Analysis and Determination 5. The appellants case is that the sum of Kshs. 318,550 in general damages is excessive and or inordinately high taking into account the injuries sustained by the respondent.

6. The appellants therefore propose a concretive figure of Kshs. 80,000 as being adequate compensation.

7. In support of the figure the appellants have cited the case of Ndugu Dennis Vs. Ann Wangari Nditangu & another [2018] eKLR in which the court awarded the plaintiff the sum of Kshs. 100,000 for similar injuries.

8. The appellants have also cited the case of HB (Minor Suing through Mother & Next friend DKM Vs. Jasper Nchonga Magari & another [2021] eKLR where the court awarded a sum of Kshs. 60,000 in damages.

9. The appellants have submitted that the sum of Kshs. 80,000 should only be considered if the court disagrees with them that the respondent should have borne 100% liability over the accident.

10. Respondents counsel has submitted that this appeal is not merited and should be dismissed on both liability and quantum.

11. On liability the respondent has referred the court to the evidence of PW1 , PW2 and PW3.

12. It is the respondent submission that the respondent who testified as PW3 was lawfully walking along the road when he was knocked down by the 2nd appellant.

13. The respondent has urged this court to find that appellants were solely to blame for the accident thus the decision by the learned Honorable magistrate should not be interfered with.

14. The police officer who testified as PW2 blamed the appellants for the accident.

15. The respondent contends that the evidence tendered regarding the circumstances of the occurrence of the accident point to the 2nd appellant as having been negligent in the manner he drove motor vehicle KBH 889Y at the time of the accident.

16. This court as a first appellate court is under duty to analyze and reappreciate the evidence tendered before the lower court and make its own determination applying the law to the facts.

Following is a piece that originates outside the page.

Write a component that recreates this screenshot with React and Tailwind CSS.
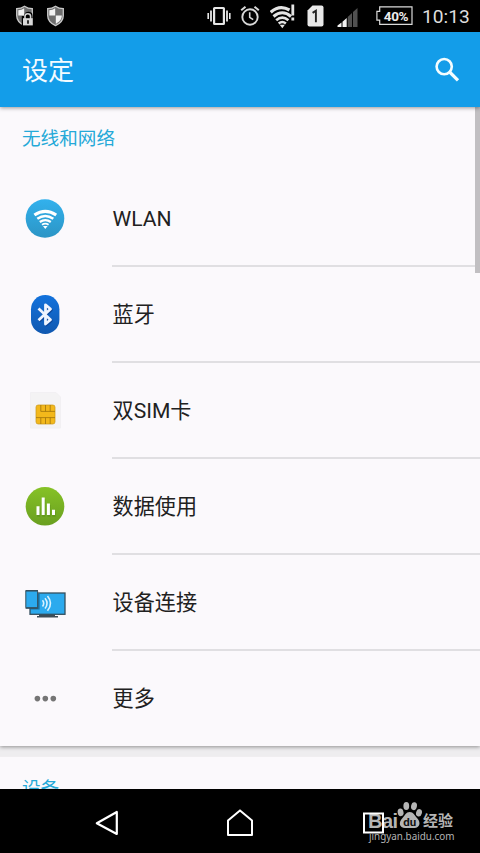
import React from 'react';

// Status bar icons
const Shield = ({ locked }) => (
  <svg width="20" height="22" viewBox="0 0 20 22">
    <path d="M9.5 1.2 C7 3 4.2 3.6 1.7 3.6 V10.5 C1.7 15 5 18.6 9.5 20.6 C14 18.6 17.3 15 17.3 10.5 V3.6 C14.8 3.6 12 3 9.5 1.2Z" fill="#6d6d6d" stroke="#c9c9c9" strokeWidth="1.3" />
    <path d="M9.2 3.2 C7.5 4.4 5.3 5 3.3 5.2 V10.6 H9.2Z" fill="#f2f2f2" />
    <path d="M9.8 10.6 H15.8 C15.8 14.5 13 17.2 9.8 18.9Z" fill="#f2f2f2" />
    {locked && (
      <g>
        <path d="M6.8 11 H9 C9 5.5 17.3 5.5 17.5 10 V22 H6.8Z" fill="#000" />
        <path d="M10 14 V11.3 C10 7.9 15.6 7.9 15.6 11.3 V14" fill="none" stroke="#d4d4d4" strokeWidth="1.6" />
        <rect x="8" y="13.2" width="9.8" height="7.2" fill="#d8d8d8" />
        <path d="M13 15.3 V18.7" stroke="#000" strokeWidth="1.6" />
      </g>
    )}
  </svg>
);

const Vibrate = () => (
  <svg width="24" height="20" viewBox="0 0 24 20" fill="none" stroke="#e6e6e6">
    <rect x="7.1" y="2" width="9.8" height="16" rx="0.5" strokeWidth="2.2" />
    <path d="M4 4.5 V15.5 M20 4.5 V15.5" strokeWidth="1.8" />
    <path d="M1.2 7 V13 M22.8 7 V13" strokeWidth="1.6" />
  </svg>
);

const Alarm = () => (
  <svg width="20" height="22" viewBox="0 0 20 22" fill="none" stroke="#d8d8d8">
    <circle cx="10" cy="12" r="7.7" strokeWidth="1.9" />
    <path d="M1.2 5.3 L5.5 1.7 M14.5 1.7 L18.8 5.3" strokeWidth="2" />
    <path d="M9.7 7.3 V12.4 L13.2 14.7" strokeWidth="1.6" />
  </svg>
);

const WifiAlert = () => (
  <svg width="25" height="25" viewBox="0 0 25 25">
    <g fill="none" stroke="#e4e4e4">
      <path d="M0.7 8.3 Q9.5 0.5 19.5 6" strokeWidth="3.2" />
      <path d="M3.5 12.5 Q12.3 5 21 12.5" strokeWidth="3" />
      <path d="M6.2 16.2 Q12.3 11 18.4 16.2" strokeWidth="2.8" />
      <path d="M8.7 19.5 Q12.3 16.5 15.9 19.5" strokeWidth="2.5" />
    </g>
    <path d="M9.7 20.8 H14.9 L12.3 24.2Z" fill="#e4e4e4" />
    <path d="M22.8 0.5 V11.5 M22.8 13.5 V16.5" stroke="#e4e4e4" strokeWidth="2.8" />
  </svg>
);

const SimSlot = () => (
  <svg width="17" height="22" viewBox="0 0 17 22">
    <path d="M5.5 0.5 H14.5 Q16.5 0.5 16.5 2.5 V19.5 Q16.5 21.5 14.5 21.5 H2.5 Q0.5 21.5 0.5 19.5 V5.5Z" fill="#e8e8e8" />
    <path d="M5.6 7.9 L8.9 5.7 V17.3" fill="none" stroke="#222" strokeWidth="1.9" />
  </svg>
);

const Signal = () => (
  <svg width="22" height="21" viewBox="0 0 22 21">
    <path d="M0.5 20 V18.6 L4.5 15.6 V20Z M5.5 20 V14.8 L9.7 11 V20Z" fill="#f2f2f2" />
    <path d="M10.7 20 V10 L15 6 V20Z M16 20 V5 L20.5 1 V20Z" fill="#505050" />
  </svg>
);

const Battery = () => (
  <div className="relative w-[37px] h-[20px]">
    <svg width="37" height="20" viewBox="0 0 37 20" fill="none" stroke="#dadada" strokeWidth="1.2">
      <path d="M3.7 0.9 H36 V18.4 H3.7 V14.2 H0.9 V5.4 H3.7Z" />
    </svg>
    <span className="absolute inset-0 pl-[3px] text-center text-[13.5px] leading-[20px] font-bold tracking-tight text-[#ececec]">40%</span>
  </div>
);

const StatusBar = () => (
  <div className="h-8 shrink-0 bg-black flex items-center pl-[15px] pr-[11px]">
    <Shield locked />
    <div className="ml-[11px]"><Shield /></div>
    <div className="ml-auto"><Vibrate /></div>
    <div className="ml-[9px]"><Alarm /></div>
    <div className="ml-[10px]"><WifiAlert /></div>
    <div className="ml-[12px]"><SimSlot /></div>
    <div className="ml-[13px] mt-[2px]"><Signal /></div>
    <div className="ml-[17px]"><Battery /></div>
    <span className="w-[47px] ml-[9px] pt-[2px] text-[19.2px] leading-[30px] text-[#dedede] whitespace-nowrap">10:13</span>
  </div>
);

// Settings list icons
const WlanIcon = () => (
  <svg width="40" height="40" viewBox="0 0 40 40">
    <defs>
      <linearGradient id="wlan" x1="0" y1="0" x2="0" y2="1">
        <stop offset="0" stopColor="#32b1ed" />
        <stop offset="1" stopColor="#2c95c5" />
      </linearGradient>
    </defs>
    <circle cx="20" cy="20.5" r="19.3" fill="url(#wlan)" />
    <g fill="none" stroke="#fff">
      <path d="M9.4 17 Q20.3 9.7 31.2 17" strokeWidth="3.2" />
      <path d="M12.3 20.7 Q20.3 15.1 28.3 20.7" strokeWidth="2.5" />
      <path d="M14.8 24 Q20.3 20.2 25.8 24" strokeWidth="2.3" />
      <path d="M17 26.8 Q20.3 24.4 23.6 26.8" strokeWidth="1.8" />
    </g>
    <path d="M18 28 H22.6 L20.3 31Z" fill="#fff" />
  </svg>
);

const BluetoothIcon = () => (
  <svg width="40" height="40" viewBox="0 0 40 40">
    <defs>
      <linearGradient id="bt" x1="0" y1="0" x2="0" y2="1">
        <stop offset="0" stopColor="#1272dc" />
        <stop offset="1" stopColor="#1058b0" />
      </linearGradient>
    </defs>
    <rect x="6" y="1" width="28.4" height="39" rx="14.2" fill="url(#bt)" />
    <path d="M13.5 14.5 L25.5 25.8 L20.5 30 V10.8 L25.5 15 L13.5 26.3" fill="none" stroke="#0c469a" strokeWidth="2.8" strokeLinejoin="round" transform="translate(0.8 1)" />
    <path d="M13.5 14.5 L25.5 25.8 L20.5 30 V10.8 L25.5 15 L13.5 26.3" fill="none" stroke="#eff5ff" strokeWidth="2.8" strokeLinejoin="round" />
  </svg>
);

const SimIcon = () => (
  <svg width="40" height="40" viewBox="0 0 40 40">
    <path d="M5.5 2.5 H31 L35.5 7 V38 H5.5Z" fill="#f4f3f4" stroke="#f0eff1" strokeWidth="0.8" />
    <rect x="11" y="15" width="19" height="19" rx="2.2" fill="#f3b81b" stroke="#c79516" strokeWidth="0.7" />
    <path d="M15.8 15 V21.4 H30 M20.5 15 V21.4 M25.2 15 V21.4 M11 27.6 H30 M15.8 27.6 V34 M20.5 27.6 V34 M25.2 27.6 V34" fill="none" stroke="#a0740c" strokeWidth="0.8" />
  </svg>
);

const DataIcon = () => (
  <svg width="40" height="40" viewBox="0 0 40 40">
    <defs>
      <linearGradient id="data" x1="0" y1="0" x2="0" y2="1">
        <stop offset="0" stopColor="#86c226" />
        <stop offset="1" stopColor="#699f20" />
      </linearGradient>
    </defs>
    <circle cx="20" cy="20.3" r="19.3" fill="url(#data)" />
    <path d="M13 30 V21 M18.2 30 V12.4 M23.4 30 V18.2 M28.5 30 V24.5" stroke="#568a18" strokeWidth="3.2" opacity="0.5" transform="translate(0.6 0.8)" />
    <path d="M13 29 V20.2 M18.2 29 V11.4 M23.4 29 V17.4 M28.5 29 V23.8" stroke="#fff" strokeWidth="3" />
  </svg>
);

const DeviceIcon = () => (
  <svg width="42" height="40" viewBox="0 0 42 40">
    <path d="M14 31.5 H30 V34 H33 V35.5 H12 V34 H14Z" fill="#3d4c56" />
    <rect x="5" y="11" width="35" height="21.3" fill="#2caaee" stroke="#35505f" strokeWidth="1.3" />
    <path d="M5 26.6 H13.6 V12" fill="none" stroke="#196f9f" strokeWidth="2" />
    <rect x="0.8" y="8.6" width="11.8" height="17.3" rx="0.7" fill="#2caaee" stroke="#35505f" strokeWidth="1" />
    <path d="M0.5 8.8 H13 M0.5 26 H13" stroke="#35505f" strokeWidth="1.6" />
    <g fill="none" stroke="#d9f2ff" strokeWidth="1.6">
      <path d="M17.5 18.2 Q19.9 21.3 17.5 24.4" />
      <path d="M20 16.2 Q24.2 21.3 20 26.4" />
      <path d="M22.5 13.9 Q28.6 21.3 22.5 28.7" />
    </g>
  </svg>
);

const MoreIcon = () => (
  <svg width="40" height="40" viewBox="0 0 40 40" fill="#757575">
    <circle cx="12.4" cy="20.6" r="2.8" />
    <circle cx="20.3" cy="20.6" r="2.8" />
    <circle cx="28.3" cy="20.6" r="2.8" />
  </svg>
);

const networkItems = [
  { id: 'wlan', label: 'WLAN', icon: WlanIcon },
  { id: 'bluetooth', label: '蓝牙', icon: BluetoothIcon },
  { id: 'sim', label: '双SIM卡', icon: SimIcon },
  { id: 'data', label: '数据使用', icon: DataIcon },
  { id: 'device', label: '设备连接', icon: DeviceIcon },
  { id: 'more', label: '更多', icon: MoreIcon },
];

const SettingRow = ({ item, last }) => {
  const Icon = item.icon;
  return (
    <div className={`flex ${last ? 'h-[95px]' : 'h-24'}`}>
      <div className="w-28 pl-[25px] pb-0.5 flex items-center">
        <Icon />
      </div>
      <div className={`flex-1 pt-0.5 pl-[0.6px] flex items-center text-[21.1px] text-[#212121] border-b-2 ${last ? 'border-transparent' : 'border-[#e0dfe2]'}`}>
        <span>{item.label}</span>
      </div>
    </div>
  );
};

const SectionTitle = ({ children }) => (
  <h2 className="h-16 pt-[2px] pl-[22px] flex items-center text-[18.6px] text-[#25a9d8]">{children}</h2>
);

// Site mark over the bottom right corner
const Watermark = () => (
  <div className="absolute left-[368px] top-[11px] w-[90px] text-[#b5b5b5]">
    <div className="flex items-end h-[30px]">
      <span className="w-[29px] text-[20px] leading-[18px] font-bold tracking-[-0.5px] font-['Liberation_Sans',sans-serif]">Bai</span>
      <svg width="26" height="28" viewBox="0 0 26 28" className="mb-px" fill="#b5b5b5">
        <ellipse cx="3.6" cy="11.3" rx="2.9" ry="3.9" transform="rotate(-12 3.6 11.3)" />
        <ellipse cx="9.3" cy="5" rx="2.9" ry="4" />
        <ellipse cx="17" cy="5.2" rx="2.9" ry="4" transform="rotate(12 17 5.2)" />
        <ellipse cx="22" cy="11.8" rx="2.9" ry="3.8" transform="rotate(15 22 11.8)" />
        <path d="M12.7 11 C16.5 11 17.5 14.5 20 17 C24.5 21.5 22.5 27 17.5 27 H8 C2.5 27 1 21.5 5.5 17 C8 14.5 9 11 12.7 11Z" />
        <text x="12.8" y="24.5" textAnchor="middle" fontSize="11.5" fontWeight="700" fill="#111">du</text>
      </svg>
      <span className="text-[15px] leading-[17px] font-bold whitespace-nowrap">经验</span>
    </div>
    <div className="pl-px text-[9.9px] leading-[13px] font-['Noto_Sans',sans-serif] whitespace-nowrap">jingyan.baidu.com</div>
  </div>
);

const NavBar = () => (
  <div className="relative h-16 shrink-0 bg-black">
    <svg width="480" height="64" viewBox="0 0 480 64" fill="none" stroke="#fff" strokeWidth="2.2" strokeLinejoin="round">
      <path d="M116.8 23 V45 L96.8 34.2Z" />
      <path d="M240 21.4 L252 31.5 V46 H228 V31.5Z" strokeWidth="2" />
    </svg>
    <Watermark />
    <svg className="absolute left-[362px] top-[23px]" width="23" height="23" viewBox="0 0 23 23" fill="none" stroke="#fff" strokeWidth="2">
      <rect x="2" y="1.5" width="19" height="19" />
    </svg>
  </div>
);

const App = () => {
  return (
    <div className="w-[480px] h-[853px] overflow-hidden flex flex-col bg-[#eeedef] font-['Roboto','Noto_Sans_CJK_SC',sans-serif]">
      <StatusBar />

      {/* App bar */}
      <header className="relative z-10 h-[75px] shrink-0 bg-[#139de9] flex items-center justify-between pl-[22px] pr-[19px] shadow-[0_1px_4px_rgba(0,0,0,0.4)]">
        <h1 className="pt-[3px] text-[26px] text-[#f4fbff]">设定</h1>
        <svg width="28" height="28" viewBox="0 0 28 28" fill="none" stroke="#f4fdff">
          <circle cx="11.2" cy="10.6" r="7.6" strokeWidth="2.6" />
          <path d="M16.6 16 L25 24.3" strokeWidth="3.2" />
        </svg>
      </header>

      <main className="relative flex-1 min-h-0 overflow-hidden">
        <section className="bg-[#fbf9fc] shadow-[0_1px_4px_rgba(0,0,0,0.4)]">
          <SectionTitle>无线和网络</SectionTitle>
          {networkItems.map((item, i) => (
            <SettingRow key={item.id} item={item} last={i === networkItems.length - 1} />
          ))}
        </section>

        <section className="mt-[10px] bg-[#fbf9fc] border-t border-[#f0eef0]">
          <SectionTitle>设备</SectionTitle>
        </section>

        {/* Scrollbar */}
        <div className="absolute right-0 top-0 w-[5px] h-[166px] bg-[#c1bfc2]" />
      </main>

      <NavBar />
    </div>
  );
};

export default App;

17. I have perused the record and noted that according to the evidence of the doctors as per the radical reports the respondent suffered a deep cut on the left, periorbital region and blunt injury to the chest.

18. The injuries were classified as harm. The injuries were confirmed by both Dr Okere and Dr Jenipher Kahuthu

19. The respondents have urged this court to find that the decision of the learned Honorable magistrate was proper on both liability and quantum and the entire appeal should be dismissed

20. The record of Appeal by the appellants in this courts view inadequate.

21. The record of appeal does not contain a copy of the lower court record of proceedings as well as a copy of the decree.

22. Order 42 Rule 13 (4) ( c) requires that the notes of the trial magistrate made at the hearing should be included in the record of Appeal. Although the proviso to the rule makes it permissible for the court to dispense with the document , it is not feasible for this court to determine conclusively on all the issues without the benefit of the Lower court proceedings.

23. It is not possible for the court to tell what portions of evidence informed the courts decision in apportioning liability. The exclusion of the proceedings therefore by the appellant renders it impossible for the court to impeach the lower courts finding on liability.

24. I do not have any material before me to persuade me to interfere with the decision of the court on both liability and quantum.

25. The court in Mbogo Vs. Shah [1968] EA page 93 held:-“I think it is well settled that this Court will not interfere with the exercise of its discretion by an inferior court unless it is satisfied that its decision is clearly wrong, because it has misdirected itself or because it has acted on matters on which it should not have acted or because it has failed to take into consideration matters which it should have taken into consideration and in doing so arrived at a wrong conclusion”

26. Following the well settled principles in the above quoted decision this court fines that it is not possible to determine in what sense the learned magistrate misdirected himself acted or failed to act on matters that were relevant for consideration in determining both liability and quantum.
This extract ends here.